Гипотеза о вращающемся электроне состоит из трех утверждений: 1) электрон вращается; 2) он обладает механическим момен-
том с составляющей по заданному направлению М5 = ±У2; 3) он обладает магнитным моментом, равным 2MS.
Паули неохотно принял первое утверждение из-за его классического содержания. Мы знаем теперь, что он был прав. Спин нельзя описать «классической кинематической моделью...».
Мораль. Вы прочли одну из самых поучительных и прекрасных историй о физиках. Рассказал нам ее замечательный математик и историк науки Ван-дер-Варден. Не смущайтесь, если физическое содержание осталось неясно. Это совершенно несущественно. Но стиль, характер мышления физиков можно почувствовать и не понимая самой проблемы. И, заметьте, до сих пор, когда прошло почти пятьдесят лет и спин давно уже завоевал себе почетное «место под солнцем», с точки зрения нашей обыденной классической интуиции он остался уродом. Существует давний, милый анекдот о популяризации науки. Лектор объясняет, что такое беспроволочный телеграф. «Сначала,—говорит он, — я объясню вам более простую вещь: проволочный телеграф. Представьте себе кошку длиной в несколько тысяч километров. Если на одном конце кошки нажать ей на хвост, то на другом конце, она мяукнет. Такова принципиальная схема проволочного телеграфа. Теперь представьте себе то же самое, но без кошки. Это и есть беспроволочный телеграф».
К спину этот анекдот имеет самое непосредственное отношение. Представьте себе момент количества движения... без вращения. Это и есть спин.

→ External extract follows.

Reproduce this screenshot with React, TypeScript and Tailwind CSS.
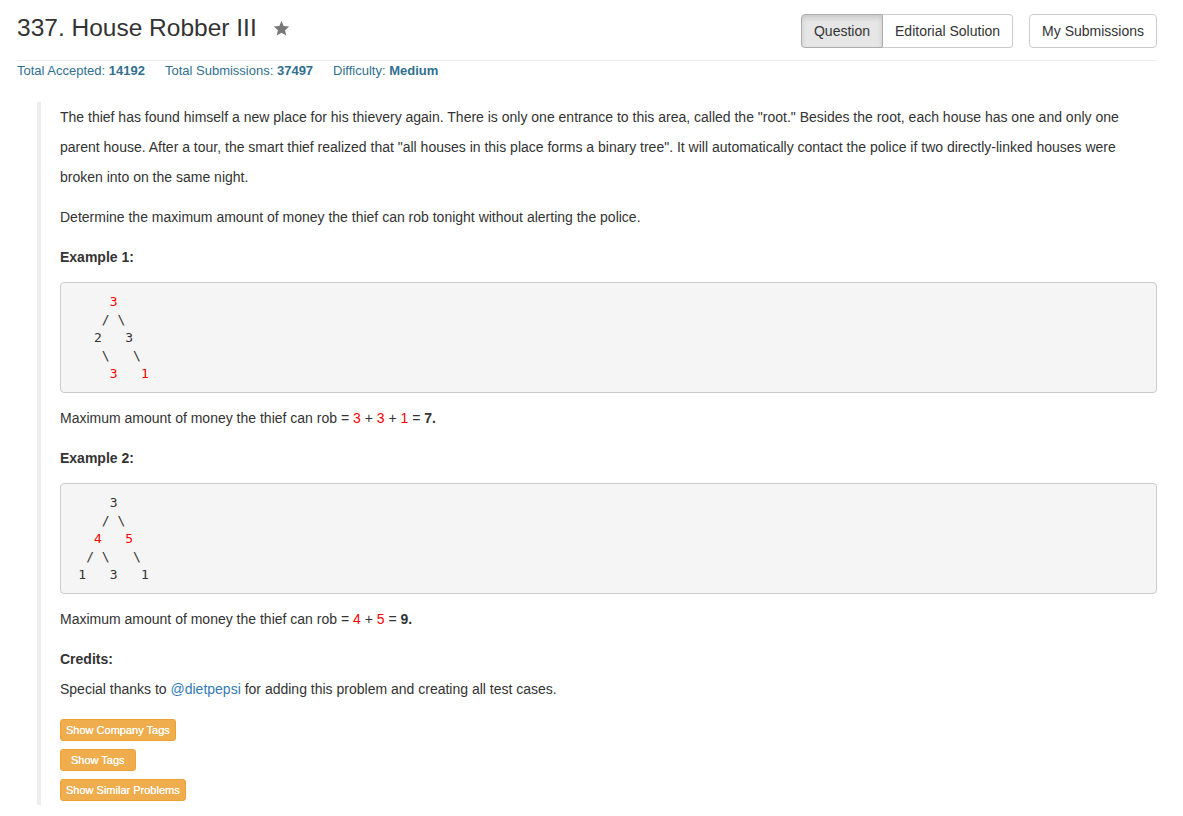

Как помните отрывок из книги Ван-дер-Вардена кончается словами: «Паули ...был прав». А Паули протествовал против магнитного электрона. Крониг, разобравшись в проблеме более глубоко, более основательно, чем Гаудсмит и Уленбек, похоронил свою работу. Но... вероятно, наиболее близок к истине был Эренфест, сказавший: «Вы оба достаточно молоды, чтобы позволить себе сделать глупость». Математик такую глупость не может себе позволить. Весь дух математики, тени всех великих запрещают ему это делать. Впрочем... но об этом чуть позже.
И еще. Для физика важно одно — «что же творится на самом деле» в его реальном мире. Математика могут увлекать чисто логические построения. В свое время, несколько позже Эйнштейна, Фитцджеральд создал очень изящную и логичную теорию, объясняющую опыт Майкельсона не хуже, чем специальная теория относительности. Но после того как были сделаны новые эксперименты, подтверждавшие теорию относительности и опровергавшие Фитцджеральда, его теория была забыта всеми, кроме историков науки. В математике так быть не может. Работа может быть интересна, может оказаться неинтересной. Современники могут не понять, не оценить новых идей (классический пример — трагическая история Галуа); напротив, может оказаться, что результаты, восторженно принятые современниками, будут забыты через пару десятилетий, но прежде всего, прежде всех оценок стоит один главный вопрос: безупречна ли работа с точки зрения логики? Правильна ли она? Впрочем, сам этот вопрос и тем более ответ далеко не всегда так прост, как может показаться.